EXERCISE INSTRUCTIONS: Locate, in the data below, the line that contains "Recreate this image as a component" and the line that contains "const cell = 'border"; reproduce exactly those two lines and every line between them, nothing more.

Pages as source code
---+---

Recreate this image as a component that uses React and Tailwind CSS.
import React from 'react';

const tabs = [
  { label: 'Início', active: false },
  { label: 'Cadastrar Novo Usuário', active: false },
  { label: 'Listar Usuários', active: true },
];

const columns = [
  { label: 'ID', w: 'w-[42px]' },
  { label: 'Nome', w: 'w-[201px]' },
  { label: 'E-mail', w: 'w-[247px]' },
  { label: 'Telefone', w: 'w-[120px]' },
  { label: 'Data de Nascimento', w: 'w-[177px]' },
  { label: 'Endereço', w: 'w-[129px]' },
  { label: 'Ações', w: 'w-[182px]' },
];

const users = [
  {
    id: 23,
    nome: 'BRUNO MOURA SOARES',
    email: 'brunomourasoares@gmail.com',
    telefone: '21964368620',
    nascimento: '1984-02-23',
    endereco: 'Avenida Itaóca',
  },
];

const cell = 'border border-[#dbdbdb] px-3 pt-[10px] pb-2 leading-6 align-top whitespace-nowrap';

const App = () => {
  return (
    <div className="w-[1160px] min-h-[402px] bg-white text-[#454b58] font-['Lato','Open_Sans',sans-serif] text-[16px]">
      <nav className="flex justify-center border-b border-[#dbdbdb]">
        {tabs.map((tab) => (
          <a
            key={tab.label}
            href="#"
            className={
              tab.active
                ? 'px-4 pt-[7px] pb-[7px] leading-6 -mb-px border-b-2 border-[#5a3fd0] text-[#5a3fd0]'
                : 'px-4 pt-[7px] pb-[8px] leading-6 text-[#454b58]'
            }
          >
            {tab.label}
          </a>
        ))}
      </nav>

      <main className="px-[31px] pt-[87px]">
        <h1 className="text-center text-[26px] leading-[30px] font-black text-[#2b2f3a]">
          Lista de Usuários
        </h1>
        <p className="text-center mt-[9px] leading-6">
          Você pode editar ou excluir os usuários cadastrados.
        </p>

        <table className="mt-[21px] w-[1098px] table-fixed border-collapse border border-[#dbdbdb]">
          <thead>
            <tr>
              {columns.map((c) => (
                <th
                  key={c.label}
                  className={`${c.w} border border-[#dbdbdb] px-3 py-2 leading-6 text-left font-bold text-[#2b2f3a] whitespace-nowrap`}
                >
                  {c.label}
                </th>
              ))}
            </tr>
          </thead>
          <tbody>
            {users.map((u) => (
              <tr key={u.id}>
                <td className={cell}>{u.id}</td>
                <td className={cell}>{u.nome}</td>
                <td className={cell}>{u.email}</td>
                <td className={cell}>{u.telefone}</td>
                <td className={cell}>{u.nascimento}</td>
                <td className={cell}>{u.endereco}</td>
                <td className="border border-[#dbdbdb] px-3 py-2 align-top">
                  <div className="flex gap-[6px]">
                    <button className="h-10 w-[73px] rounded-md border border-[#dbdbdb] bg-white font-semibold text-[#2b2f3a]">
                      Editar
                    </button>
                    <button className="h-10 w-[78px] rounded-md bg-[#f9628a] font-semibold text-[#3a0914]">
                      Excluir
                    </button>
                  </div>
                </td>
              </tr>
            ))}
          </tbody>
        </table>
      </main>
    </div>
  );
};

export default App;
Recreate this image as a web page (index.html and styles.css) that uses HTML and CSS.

---+---

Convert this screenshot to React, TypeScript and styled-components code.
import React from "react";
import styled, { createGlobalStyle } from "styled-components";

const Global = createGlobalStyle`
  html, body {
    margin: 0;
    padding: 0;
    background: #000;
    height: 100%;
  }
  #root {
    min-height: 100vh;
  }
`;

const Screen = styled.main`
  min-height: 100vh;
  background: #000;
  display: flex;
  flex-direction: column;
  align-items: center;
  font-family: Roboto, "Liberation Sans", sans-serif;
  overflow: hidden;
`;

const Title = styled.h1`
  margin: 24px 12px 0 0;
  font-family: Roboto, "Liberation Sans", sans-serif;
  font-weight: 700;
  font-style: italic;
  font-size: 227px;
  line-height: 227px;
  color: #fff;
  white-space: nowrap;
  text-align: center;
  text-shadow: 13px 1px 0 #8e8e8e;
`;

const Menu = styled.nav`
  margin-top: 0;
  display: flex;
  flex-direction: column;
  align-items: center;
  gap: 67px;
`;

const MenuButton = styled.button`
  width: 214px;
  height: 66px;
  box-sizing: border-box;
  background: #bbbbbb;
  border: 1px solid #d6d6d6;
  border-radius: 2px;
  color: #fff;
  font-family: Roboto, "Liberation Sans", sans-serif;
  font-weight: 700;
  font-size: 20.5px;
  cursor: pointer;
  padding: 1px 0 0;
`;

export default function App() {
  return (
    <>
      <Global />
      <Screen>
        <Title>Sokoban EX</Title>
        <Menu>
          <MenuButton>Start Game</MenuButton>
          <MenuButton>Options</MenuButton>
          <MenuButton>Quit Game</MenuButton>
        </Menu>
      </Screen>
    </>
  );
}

---+---

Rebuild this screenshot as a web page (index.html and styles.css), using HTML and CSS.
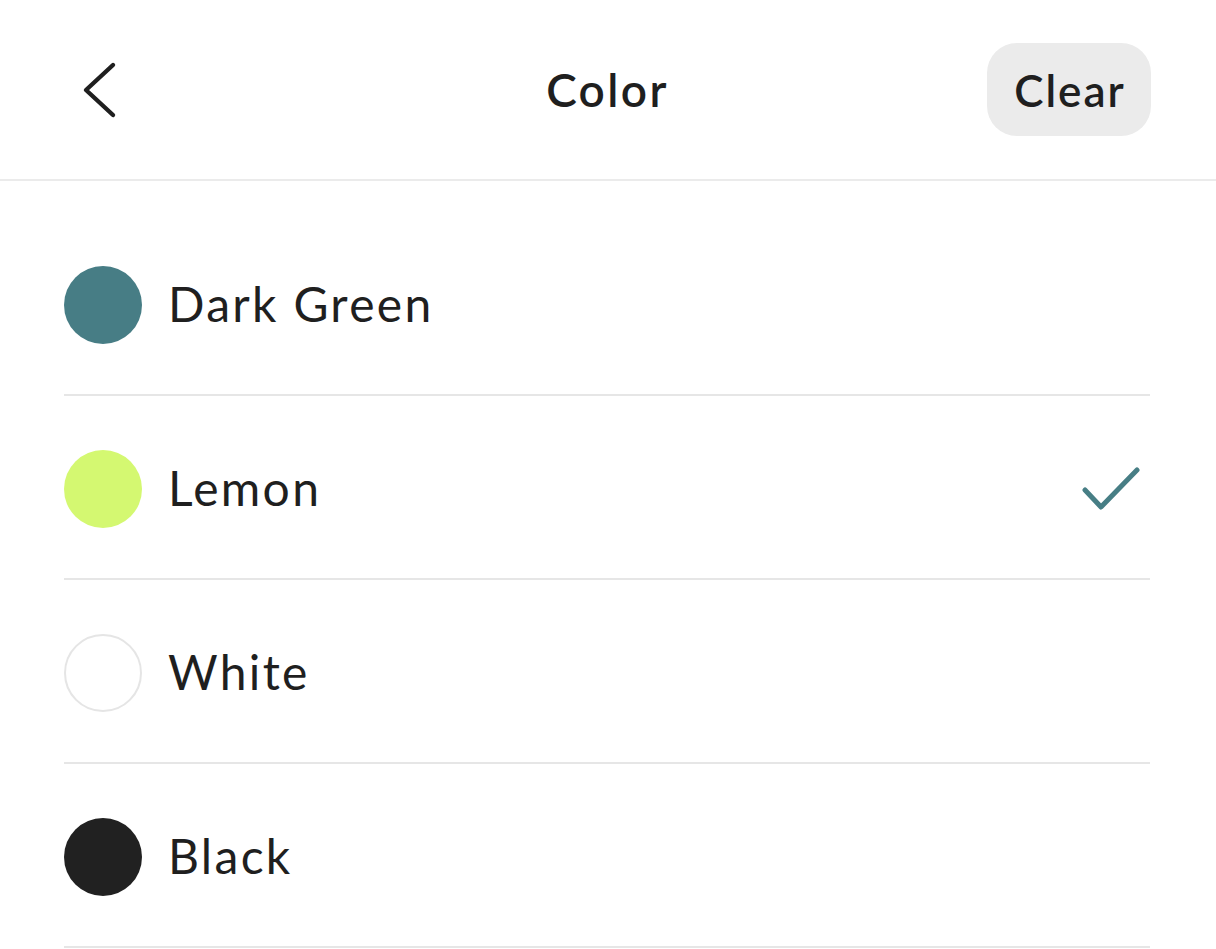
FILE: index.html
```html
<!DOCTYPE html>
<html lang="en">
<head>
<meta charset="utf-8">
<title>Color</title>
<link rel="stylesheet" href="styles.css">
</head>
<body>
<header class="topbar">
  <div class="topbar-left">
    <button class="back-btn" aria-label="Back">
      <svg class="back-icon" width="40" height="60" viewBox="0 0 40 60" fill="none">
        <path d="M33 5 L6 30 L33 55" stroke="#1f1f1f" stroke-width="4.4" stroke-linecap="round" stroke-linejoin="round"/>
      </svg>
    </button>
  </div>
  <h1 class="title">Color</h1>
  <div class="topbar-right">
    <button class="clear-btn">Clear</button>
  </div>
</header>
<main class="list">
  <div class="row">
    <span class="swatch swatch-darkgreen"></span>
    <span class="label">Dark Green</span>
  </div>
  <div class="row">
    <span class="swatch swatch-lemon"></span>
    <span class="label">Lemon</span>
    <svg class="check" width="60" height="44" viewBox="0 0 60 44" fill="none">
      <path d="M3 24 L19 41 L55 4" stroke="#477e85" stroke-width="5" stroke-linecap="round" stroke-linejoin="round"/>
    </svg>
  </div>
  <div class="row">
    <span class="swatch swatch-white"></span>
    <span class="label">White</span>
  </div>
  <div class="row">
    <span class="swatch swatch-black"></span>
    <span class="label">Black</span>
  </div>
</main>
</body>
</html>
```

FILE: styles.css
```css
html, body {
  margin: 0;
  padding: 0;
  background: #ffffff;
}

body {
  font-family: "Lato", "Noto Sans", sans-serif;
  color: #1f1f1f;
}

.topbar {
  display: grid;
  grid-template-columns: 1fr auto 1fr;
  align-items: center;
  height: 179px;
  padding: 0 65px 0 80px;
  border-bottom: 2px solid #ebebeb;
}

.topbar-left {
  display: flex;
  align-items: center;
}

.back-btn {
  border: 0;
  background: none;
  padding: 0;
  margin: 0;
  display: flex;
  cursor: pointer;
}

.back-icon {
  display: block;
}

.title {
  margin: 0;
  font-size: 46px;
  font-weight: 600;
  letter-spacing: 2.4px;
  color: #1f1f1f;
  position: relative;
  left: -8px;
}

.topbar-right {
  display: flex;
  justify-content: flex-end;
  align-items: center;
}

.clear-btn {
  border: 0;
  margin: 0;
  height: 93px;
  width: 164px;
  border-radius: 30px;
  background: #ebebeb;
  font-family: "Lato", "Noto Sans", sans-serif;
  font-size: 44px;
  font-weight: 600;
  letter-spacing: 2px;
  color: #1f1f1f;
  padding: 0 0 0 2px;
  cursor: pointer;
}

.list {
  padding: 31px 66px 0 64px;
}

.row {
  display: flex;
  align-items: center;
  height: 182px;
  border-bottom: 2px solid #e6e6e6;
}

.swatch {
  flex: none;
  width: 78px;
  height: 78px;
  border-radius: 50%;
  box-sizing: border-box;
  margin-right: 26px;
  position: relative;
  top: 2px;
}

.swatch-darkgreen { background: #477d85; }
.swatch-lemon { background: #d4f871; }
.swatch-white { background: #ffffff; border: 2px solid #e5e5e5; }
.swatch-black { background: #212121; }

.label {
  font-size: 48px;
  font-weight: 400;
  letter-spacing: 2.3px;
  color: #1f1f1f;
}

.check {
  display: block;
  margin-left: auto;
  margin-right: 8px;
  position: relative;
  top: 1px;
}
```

---+---

REPLY TO THE TASK:
Recreate this image as a component that uses React and Tailwind CSS.
import React from 'react';

const tabs = [
  { label: 'Início', active: false },
  { label: 'Cadastrar Novo Usuário', active: false },
  { label: 'Listar Usuários', active: true },
];

const columns = [
  { label: 'ID', w: 'w-[42px]' },
  { label: 'Nome', w: 'w-[201px]' },
  { label: 'E-mail', w: 'w-[247px]' },
  { label: 'Telefone', w: 'w-[120px]' },
  { label: 'Data de Nascimento', w: 'w-[177px]' },
  { label: 'Endereço', w: 'w-[129px]' },
  { label: 'Ações', w: 'w-[182px]' },
];

const users = [
  {
    id: 23,
    nome: 'BRUNO MOURA SOARES',
    email: 'brunomourasoares@gmail.com',
    telefone: '21964368620',
    nascimento: '1984-02-23',
    endereco: 'Avenida Itaóca',
  },
];

const cell = 'border border-[#dbdbdb] px-3 pt-[10px] pb-2 leading-6 align-top whitespace-nowrap';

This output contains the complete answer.